[START OF Collected material]

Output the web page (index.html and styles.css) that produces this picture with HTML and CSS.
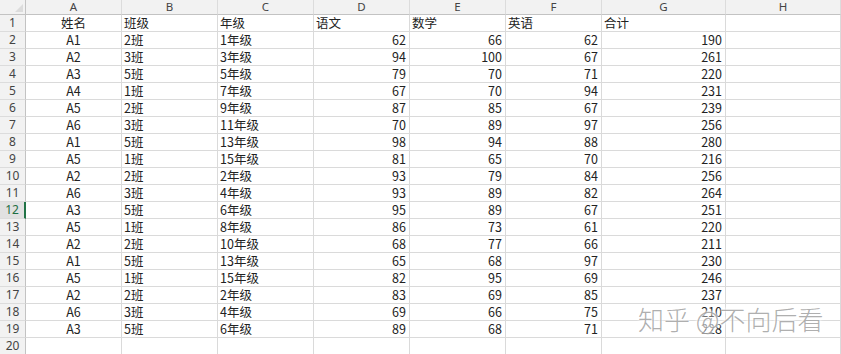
FILE: index.html
```html
<!DOCTYPE html>
<html lang="zh">
<head>
<meta charset="utf-8">
<link rel="stylesheet" href="styles.css">
</head>
<body>
<div class="sheet">
  <div class="row head">
    <div class="corner"><span class="tri"></span></div>
    <div class="ch">A</div><div class="ch">B</div><div class="ch">C</div><div class="ch">D</div><div class="ch">E</div><div class="ch">F</div><div class="ch">G</div><div class="ch">H</div>
  </div>
  <div class="row"><div class="rh">1</div><div class="c ctr">姓名</div><div class="c">班级</div><div class="c">年级</div><div class="c">语文</div><div class="c">数学</div><div class="c">英语</div><div class="c">合计</div><div class="c"></div></div>
  <div class="row"><div class="rh">2</div><div class="c ctr">A1</div><div class="c">2班</div><div class="c">1年级</div><div class="c n">62</div><div class="c n">66</div><div class="c n">62</div><div class="c n">190</div><div class="c"></div></div>
  <div class="row"><div class="rh">3</div><div class="c ctr">A2</div><div class="c">3班</div><div class="c">3年级</div><div class="c n">94</div><div class="c n">100</div><div class="c n">67</div><div class="c n">261</div><div class="c"></div></div>
  <div class="row"><div class="rh">4</div><div class="c ctr">A3</div><div class="c">5班</div><div class="c">5年级</div><div class="c n">79</div><div class="c n">70</div><div class="c n">71</div><div class="c n">220</div><div class="c"></div></div>
  <div class="row"><div class="rh">5</div><div class="c ctr">A4</div><div class="c">1班</div><div class="c">7年级</div><div class="c n">67</div><div class="c n">70</div><div class="c n">94</div><div class="c n">231</div><div class="c"></div></div>
  <div class="row"><div class="rh">6</div><div class="c ctr">A5</div><div class="c">2班</div><div class="c">9年级</div><div class="c n">87</div><div class="c n">85</div><div class="c n">67</div><div class="c n">239</div><div class="c"></div></div>
  <div class="row"><div class="rh">7</div><div class="c ctr">A6</div><div class="c">3班</div><div class="c">11年级</div><div class="c n">70</div><div class="c n">89</div><div class="c n">97</div><div class="c n">256</div><div class="c"></div></div>
  <div class="row"><div class="rh">8</div><div class="c ctr">A1</div><div class="c">5班</div><div class="c">13年级</div><div class="c n">98</div><div class="c n">94</div><div class="c n">88</div><div class="c n">280</div><div class="c"></div></div>
  <div class="row"><div class="rh">9</div><div class="c ctr">A5</div><div class="c">1班</div><div class="c">15年级</div><div class="c n">81</div><div class="c n">65</div><div class="c n">70</div><div class="c n">216</div><div class="c"></div></div>
  <div class="row"><div class="rh">10</div><div class="c ctr">A2</div><div class="c">2班</div><div class="c">2年级</div><div class="c n">93</div><div class="c n">79</div><div class="c n">84</div><div class="c n">256</div><div class="c"></div></div>
  <div class="row"><div class="rh">11</div><div class="c ctr">A6</div><div class="c">3班</div><div class="c">4年级</div><div class="c n">93</div><div class="c n">89</div><div class="c n">82</div><div class="c n">264</div><div class="c"></div></div>
  <div class="row"><div class="rh active">12</div><div class="c ctr">A3</div><div class="c">5班</div><div class="c">6年级</div><div class="c n">95</div><div class="c n">89</div><div class="c n">67</div><div class="c n">251</div><div class="c"></div></div>
  <div class="row"><div class="rh">13</div><div class="c ctr">A5</div><div class="c">1班</div><div class="c">8年级</div><div class="c n">86</div><div class="c n">73</div><div class="c n">61</div><div class="c n">220</div><div class="c"></div></div>
  <div class="row"><div class="rh">14</div><div class="c ctr">A2</div><div class="c">2班</div><div class="c">10年级</div><div class="c n">68</div><div class="c n">77</div><div class="c n">66</div><div class="c n">211</div><div class="c"></div></div>
  <div class="row"><div class="rh">15</div><div class="c ctr">A1</div><div class="c">5班</div><div class="c">13年级</div><div class="c n">65</div><div class="c n">68</div><div class="c n">97</div><div class="c n">230</div><div class="c"></div></div>
  <div class="row"><div class="rh">16</div><div class="c ctr">A5</div><div class="c">1班</div><div class="c">15年级</div><div class="c n">82</div><div class="c n">95</div><div class="c n">69</div><div class="c n">246</div><div class="c"></div></div>
  <div class="row"><div class="rh">17</div><div class="c ctr">A2</div><div class="c">2班</div><div class="c">2年级</div><div class="c n">83</div><div class="c n">69</div><div class="c n">85</div><div class="c n">237</div><div class="c"></div></div>
  <div class="row"><div class="rh">18</div><div class="c ctr">A6</div><div class="c">3班</div><div class="c">4年级</div><div class="c n">69</div><div class="c n">66</div><div class="c n">75</div><div class="c n">210</div><div class="c"></div></div>
  <div class="row"><div class="rh">19</div><div class="c ctr">A3</div><div class="c">5班</div><div class="c">6年级</div><div class="c n">89</div><div class="c n">68</div><div class="c n">71</div><div class="c n">228</div><div class="c"></div></div>
  <div class="row"><div class="rh">20</div><div class="c"></div><div class="c"></div><div class="c"></div><div class="c"></div><div class="c"></div><div class="c"></div><div class="c"></div><div class="c"></div></div>
  <div class="watermark">知乎 @不向后看</div>
</div>
</body>
</html>
```
FILE: styles.css
```css
html, body {
  margin: 0;
  padding: 0;
  background: #fff;
}
body {
  width: 841px;
  height: 354px;
  overflow: hidden;
  font-family: "Noto Sans CJK SC", "Noto Sans", sans-serif;
  font-size: 12.5px;
  color: #222;
}
.sheet {
  position: relative;
  width: 841px;
}
.row {
  display: grid;
  grid-template-columns: 26px 96px 96px 96px 96px 96px 96px 124px 1fr;
  height: 17px;
}
.row.head {
  height: 15px;
}
.row > div {
  box-sizing: border-box;
  border-right: 1px solid #dadada;
  border-bottom: 1px solid #dadada;
  line-height: 16px;
  white-space: nowrap;
  overflow: visible;
}
.corner {
  position: relative;
  background: #f2f2f2;
  border-right: 1px solid #c3c3c3 !important;
  border-bottom: 1px solid #c3c3c3 !important;
}
.tri {
  position: absolute;
  right: 2px;
  bottom: 2px;
  width: 0;
  height: 0;
  border-left: 8px solid transparent;
  border-bottom: 8px solid #dcdcdc;
}
.ch {
  background: #f2f2f2;
  text-align: center;
  color: #444;
  line-height: 14px !important;
  font-family: "Noto Sans", "Noto Sans CJK SC", sans-serif;
  font-size: 11.5px;
  border-right: 1px solid #dcdcdc !important;
  border-bottom: 1px solid #c3c3c3 !important;
}
.rh {
  background: #f2f2f2;
  text-align: center;
  color: #444;
  font-family: "Noto Sans", "Noto Sans CJK SC", sans-serif;
  font-size: 12px;
  border-right: 1px solid #c3c3c3 !important;
  border-bottom: 1px solid #dcdcdc !important;
}
.rh.active {
  background: #e1e1e1;
  color: #1e6e43;
  border-right: 2px solid #217346 !important;
}
.c {
  padding: 0 2px;
  text-align: left;
}
.c.ctr {
  text-align: center;
}
.c.n {
  text-align: right;
  padding-right: 3px;
}
.watermark {
  position: absolute;
  left: 638px;
  top: 303px;
  font-size: 26px;
  line-height: 32px;
  font-weight: 300;
  color: rgba(140, 140, 140, 0.7);
  text-shadow: 0 0 3px #fff, 0 0 3px #fff, 0 0 4px #fff;
}
```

[END OF Collected material]

**Your task:** Restate the full listing verbatim and drop every picture.

**Right answer:**
Output the web page (index.html and styles.css) that produces this picture with HTML and CSS.
FILE: index.html
```html
<!DOCTYPE html>
<html lang="zh">
<head>
<meta charset="utf-8">
<link rel="stylesheet" href="styles.css">
</head>
<body>
<div class="sheet">
  <div class="row head">
    <div class="corner"><span class="tri"></span></div>
    <div class="ch">A</div><div class="ch">B</div><div class="ch">C</div><div class="ch">D</div><div class="ch">E</div><div class="ch">F</div><div class="ch">G</div><div class="ch">H</div>
  </div>
  <div class="row"><div class="rh">1</div><div class="c ctr">姓名</div><div class="c">班级</div><div class="c">年级</div><div class="c">语文</div><div class="c">数学</div><div class="c">英语</div><div class="c">合计</div><div class="c"></div></div>
  <div class="row"><div class="rh">2</div><div class="c ctr">A1</div><div class="c">2班</div><div class="c">1年级</div><div class="c n">62</div><div class="c n">66</div><div class="c n">62</div><div class="c n">190</div><div class="c"></div></div>
  <div class="row"><div class="rh">3</div><div class="c ctr">A2</div><div class="c">3班</div><div class="c">3年级</div><div class="c n">94</div><div class="c n">100</div><div class="c n">67</div><div class="c n">261</div><div class="c"></div></div>
  <div class="row"><div class="rh">4</div><div class="c ctr">A3</div><div class="c">5班</div><div class="c">5年级</div><div class="c n">79</div><div class="c n">70</div><div class="c n">71</div><div class="c n">220</div><div class="c"></div></div>
  <div class="row"><div class="rh">5</div><div class="c ctr">A4</div><div class="c">1班</div><div class="c">7年级</div><div class="c n">67</div><div class="c n">70</div><div class="c n">94</div><div class="c n">231</div><div class="c"></div></div>
  <div class="row"><div class="rh">6</div><div class="c ctr">A5</div><div class="c">2班</div><div class="c">9年级</div><div class="c n">87</div><div class="c n">85</div><div class="c n">67</div><div class="c n">239</div><div class="c"></div></div>
  <div class="row"><div class="rh">7</div><div class="c ctr">A6</div><div class="c">3班</div><div class="c">11年级</div><div class="c n">70</div><div class="c n">89</div><div class="c n">97</div><div class="c n">256</div><div class="c"></div></div>
  <div class="row"><div class="rh">8</div><div class="c ctr">A1</div><div class="c">5班</div><div class="c">13年级</div><div class="c n">98</div><div class="c n">94</div><div class="c n">88</div><div class="c n">280</div><div class="c"></div></div>
  <div class="row"><div class="rh">9</div><div class="c ctr">A5</div><div class="c">1班</div><div class="c">15年级</div><div class="c n">81</div><div class="c n">65</div><div class="c n">70</div><div class="c n">216</div><div class="c"></div></div>
  <div class="row"><div class="rh">10</div><div class="c ctr">A2</div><div class="c">2班</div><div class="c">2年级</div><div class="c n">93</div><div class="c n">79</div><div class="c n">84</div><div class="c n">256</div><div class="c"></div></div>
  <div class="row"><div class="rh">11</div><div class="c ctr">A6</div><div class="c">3班</div><div class="c">4年级</div><div class="c n">93</div><div class="c n">89</div><div class="c n">82</div><div class="c n">264</div><div class="c"></div></div>
  <div class="row"><div class="rh active">12</div><div class="c ctr">A3</div><div class="c">5班</div><div class="c">6年级</div><div class="c n">95</div><div class="c n">89</div><div class="c n">67</div><div class="c n">251</div><div class="c"></div></div>
  <div class="row"><div class="rh">13</div><div class="c ctr">A5</div><div class="c">1班</div><div class="c">8年级</div><div class="c n">86</div><div class="c n">73</div><div class="c n">61</div><div class="c n">220</div><div class="c"></div></div>
  <div class="row"><div class="rh">14</div><div class="c ctr">A2</div><div class="c">2班</div><div class="c">10年级</div><div class="c n">68</div><div class="c n">77</div><div class="c n">66</div><div class="c n">211</div><div class="c"></div></div>
  <div class="row"><div class="rh">15</div><div class="c ctr">A1</div><div class="c">5班</div><div class="c">13年级</div><div class="c n">65</div><div class="c n">68</div><div class="c n">97</div><div class="c n">230</div><div class="c"></div></div>
  <div class="row"><div class="rh">16</div><div class="c ctr">A5</div><div class="c">1班</div><div class="c">15年级</div><div class="c n">82</div><div class="c n">95</div><div class="c n">69</div><div class="c n">246</div><div class="c"></div></div>
  <div class="row"><div class="rh">17</div><div class="c ctr">A2</div><div class="c">2班</div><div class="c">2年级</div><div class="c n">83</div><div class="c n">69</div><div class="c n">85</div><div class="c n">237</div><div class="c"></div></div>
  <div class="row"><div class="rh">18</div><div class="c ctr">A6</div><div class="c">3班</div><div class="c">4年级</div><div class="c n">69</div><div class="c n">66</div><div class="c n">75</div><div class="c n">210</div><div class="c"></div></div>
  <div class="row"><div class="rh">19</div><div class="c ctr">A3</div><div class="c">5班</div><div class="c">6年级</div><div class="c n">89</div><div class="c n">68</div><div class="c n">71</div><div class="c n">228</div><div class="c"></div></div>
  <div class="row"><div class="rh">20</div><div class="c"></div><div class="c"></div><div class="c"></div><div class="c"></div><div class="c"></div><div class="c"></div><div class="c"></div><div class="c"></div></div>
  <div class="watermark">知乎 @不向后看</div>
</div>
</body>
</html>
```
FILE: styles.css
```css
html, body {
  margin: 0;
  padding: 0;
  background: #fff;
}
body {
  width: 841px;
  height: 354px;
  overflow: hidden;
  font-family: "Noto Sans CJK SC", "Noto Sans", sans-serif;
  font-size: 12.5px;
  color: #222;
}
.sheet {
  position: relative;
  width: 841px;
}
.row {
  display: grid;
  grid-template-columns: 26px 96px 96px 96px 96px 96px 96px 124px 1fr;
  height: 17px;
}
.row.head {
  height: 15px;
}
.row > div {
  box-sizing: border-box;
  border-right: 1px solid #dadada;
  border-bottom: 1px solid #dadada;
  line-height: 16px;
  white-space: nowrap;
  overflow: visible;
}
.corner {
  position: relative;
  background: #f2f2f2;
  border-right: 1px solid #c3c3c3 !important;
  border-bottom: 1px solid #c3c3c3 !important;
}
.tri {
  position: absolute;
  right: 2px;
  bottom: 2px;
  width: 0;
  height: 0;
  border-left: 8px solid transparent;
  border-bottom: 8px solid #dcdcdc;
}
.ch {
  background: #f2f2f2;
  text-align: center;
  color: #444;
  line-height: 14px !important;
  font-family: "Noto Sans", "Noto Sans CJK SC", sans-serif;
  font-size: 11.5px;
  border-right: 1px solid #dcdcdc !important;
  border-bottom: 1px solid #c3c3c3 !important;
}
.rh {
  background: #f2f2f2;
  text-align: center;
  color: #444;
  font-family: "Noto Sans", "Noto Sans CJK SC", sans-serif;
  font-size: 12px;
  border-right: 1px solid #c3c3c3 !important;
  border-bottom: 1px solid #dcdcdc !important;
}
.rh.active {
  background: #e1e1e1;
  color: #1e6e43;
  border-right: 2px solid #217346 !important;
}
.c {
  padding: 0 2px;
  text-align: left;
}
.c.ctr {
  text-align: center;
}
.c.n {
  text-align: right;
  padding-right: 3px;
}
.watermark {
  position: absolute;
  left: 638px;
  top: 303px;
  font-size: 26px;
  line-height: 32px;
  font-weight: 300;
  color: rgba(140, 140, 140, 0.7);
  text-shadow: 0 0 3px #fff, 0 0 3px #fff, 0 0 4px #fff;
}
```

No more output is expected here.